Recherche – Detailansicht

Ausgabe:

Oktober/2006

Spalte:

1037–1039

Kategorie:

Bibelwissenschaft

Autor/Hrsg.:

Ehlen, Oliver:

Titel/Untertitel:

Leitbilder und romanhafte Züge in apokryphen Evangelientexten.

Verlag:

Untersuchungen zur Motivik und Erzählstruktur (anhand des Protevangelium Jacobi und der Acta Pilati Graec. B). Stuttgart: Steiner 2004. 312 S. gr 8° = Altertumswissenschaftliches Kolloquium, 9. Kart.

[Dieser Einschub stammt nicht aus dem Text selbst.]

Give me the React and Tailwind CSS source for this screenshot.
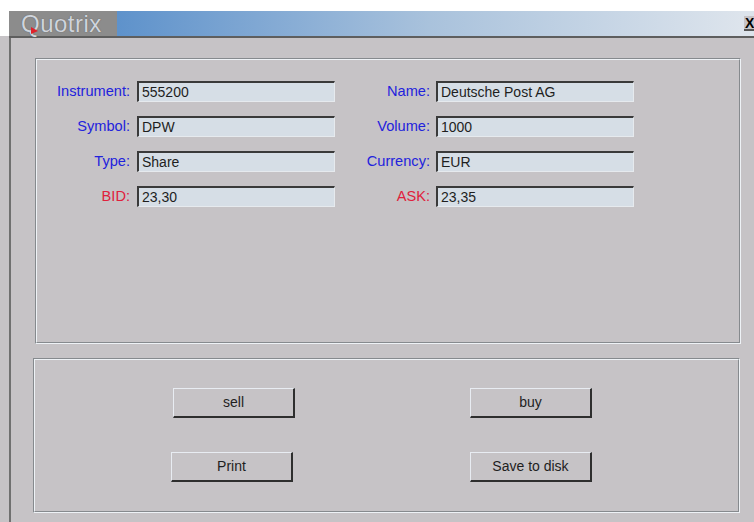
import React from "react";

const rows = [
  { l: "Instrument:", v: "555200", r: "Name:", rv: "Deutsche Post AG", red: false },
  { l: "Symbol:", v: "DPW", r: "Volume:", rv: "1000", red: false },
  { l: "Type:", v: "Share", r: "Currency:", rv: "EUR", red: false },
  { l: "BID:", v: "23,30", r: "ASK:", rv: "23,35", red: true },
];

function Field({ children }) {
  return (
    <div className="w-[198px] h-[21px] bg-[#d6dee6] border-t-2 border-l-2 border-b border-r border-t-[#3a3a3a] border-l-[#3a3a3a] border-b-[#e6eaee] border-r-[#e6eaee] pl-[3px] flex items-center text-[14px] leading-none text-[#1e1e1e]">
      {children}
    </div>
  );
}

function Btn({ children, className = "" }) {
  return (
    <button className={`w-[122px] h-[30px] bg-[#c6c3c6] border-t border-l border-b-2 border-r-2 border-t-[#e8ecf2] border-l-[#e8ecf2] border-b-[#2e2e2e] border-r-[#2e2e2e] text-[14px] text-[#1e1e1e] flex items-center justify-center ${className}`}>
      {children}
    </button>
  );
}

export default function App() {
  return (
    <div className="w-[754px] h-[522px] overflow-hidden bg-[#c6c3c6] flex flex-col font-['Liberation_Sans',Arial,sans-serif]">
      <div className="h-[11px] bg-white shrink-0" />
      {/* title bar */}
      <div className="flex h-[25px] shrink-0 bg-white">
        <div className="w-[9px]" />
        <div className="relative w-[108px] bg-[#8c8c8c] flex items-center pl-[12px]">
          <span className="text-[24px] leading-none text-[#cfd4dc] tracking-[0.5px] [text-shadow:0_0_1px_#555]">Quotrix</span>
          <svg className="absolute left-[22px] top-[16px]" width="8" height="8" viewBox="0 0 8 8">
            <polygon points="0,0 7,4 0,7" fill="#e0202a" />
          </svg>
        </div>
        <div className="flex-1 bg-gradient-to-r from-[#5e92cb] via-[#a9c2dc] to-[#dde4ec]" />
        <div className="w-[12px] bg-[#dde4ec] flex items-center justify-end">
          <div className="w-[10px] h-[15px] bg-[#c6c3c6] border-b-2 border-[#555] text-[14px] leading-none font-bold text-black overflow-hidden pl-[1px]">X</div>
        </div>
      </div>
      <div className="h-[2px] shrink-0 flex">
        <div className="w-[9px] bg-[#c6c3c6]" />
        <div className="flex-1 bg-[#5e5e5e]" />
      </div>
      {/* window body */}
      <div className="flex-1 flex">
        <div className="w-[9px]" />
        <div className="flex-1 border-l-2 border-[#707070] flex flex-col pt-[20px]">
          {/* info panel */}
          <div className="ml-[24px] w-[706px] h-[286px] border border-[#868a8e] border-r-[#eef2f6] border-b-[#eef2f6]">
            <div className="w-full h-full border border-[#eef2f6] border-r-[#868a8e] border-b-[#868a8e] pt-[21px] flex flex-col gap-[14px]">
              {rows.map((r) => (
                <div key={r.l} className="flex items-center h-[21px]">
                  <div className={`w-[93px] text-right text-[14.6px] ${r.red ? "text-[#e0203c]" : "text-[#2222dd]"}`}>{r.l}</div>
                  <div className="w-[7px]" />
                  <Field>{r.v}</Field>
                  <div className={`w-[95px] text-right text-[14.6px] ${r.red ? "text-[#e0203c]" : "text-[#2222dd]"}`}>{r.r}</div>
                  <div className="w-[6px]" />
                  <Field>{r.rv}</Field>
                </div>
              ))}
            </div>
          </div>
          {/* action panel */}
          <div className="mt-[14px] ml-[22px] w-[707px] h-[155px] border border-[#868a8e] border-r-[#eef2f6] border-b-[#eef2f6]">
            <div className="w-full h-full border border-[#eef2f6] border-r-[#868a8e] border-b-[#868a8e] pt-[28px] flex flex-col gap-[34px]">
              <div className="flex">
                <Btn className="ml-[138px]">sell</Btn>
                <Btn className="ml-[175px]">buy</Btn>
              </div>
              <div className="flex">
                <Btn className="ml-[136px]">Print</Btn>
                <Btn className="ml-[177px]">Save to disk</Btn>
              </div>
            </div>
          </div>
        </div>
      </div>
    </div>
  );
}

Euro 60,00. ISBN 3-515-08470-3.

Rezensent:

Jan Dochhorn

Nachdem bereits 1932 Rosa Söder eine Abhandlung zu Parallelen zwischen dem antiken Roman und den apokryphen Apostelakten vorgelegt hat (»Die apokryphen Apostelgeschichten und die romanhafte Literatur der Antike«, Stuttgart 1932), welche die Forschungsdiskussion zu dieser Sorte altkirchlicher Erzählliteratur nicht unwesentlich geprägt hat, verfolgt die vorliegende Veröffentlichung das Ziel, auch apokryphe Evangelien auf ihre Beziehungen zum antiken Roman hin zu untersuchen.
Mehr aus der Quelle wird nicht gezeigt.